The Japan Aerospace Exploration Agency (JAXA), in collaboration with Boeing, has been rigorously testing these airborne LIDAR systems. Their long-range prototypes have successfully detected once-undetectable clear-air turbulence up to 17.5 kilometers (about 11 miles) ahead of the aircraft. At cruising speeds, this provides the flight crew with roughly a minute of advanced warning—more than enough time to alert the cabin, halt beverage service, and ensure everyone is safely buckled.[6][7]

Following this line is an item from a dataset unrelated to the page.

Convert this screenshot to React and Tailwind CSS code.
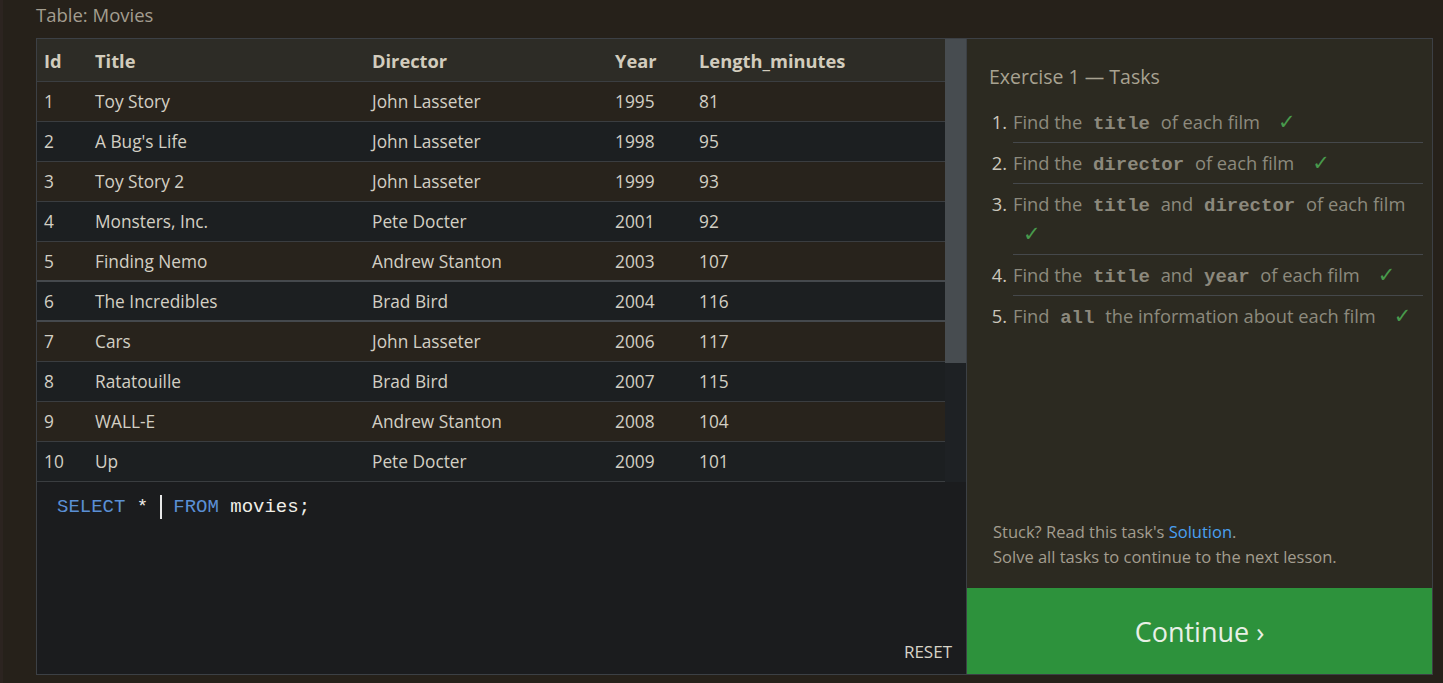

Miniaturizing LIDAR for commercial fleets presents engineering hurdles, primarily because the thin air at 35,000 feet requires powerful, heavy lasers to detect sparse aerosols. However, rapid advancements in optical engineering are steadily shrinking these units. Researchers are even developing "gust alleviation" software that links the LIDAR directly to the plane's flight control surfaces, allowing the aircraft's wings to automatically adjust and absorb the shock of the turbulence before the passengers ever feel it.[6][7]

The convergence of these three technologies—IATA's swarm data, AI Nowcasting, and onboard LIDAR—promises a paradigm shift in passenger comfort. But the benefits extend far beyond spilling fewer cups of coffee. Unpredictable turbulence forces pilots to fly overly cautious, inefficient routes that burn excess jet fuel. By providing a clear picture of exactly where the smooth air is, these systems allow airlines to optimize flight paths, saving millions of gallons of fuel and significantly reducing carbon emissions.[2][4][8]

While the atmosphere will always be a dynamic, swirling ocean of air, the era of flying blind through it is rapidly coming to a close. Through the seamless integration of global data sharing, machine learning, and laser optics, the aviation industry is stripping turbulence of its most dangerous element: the element of surprise.[1][2][6]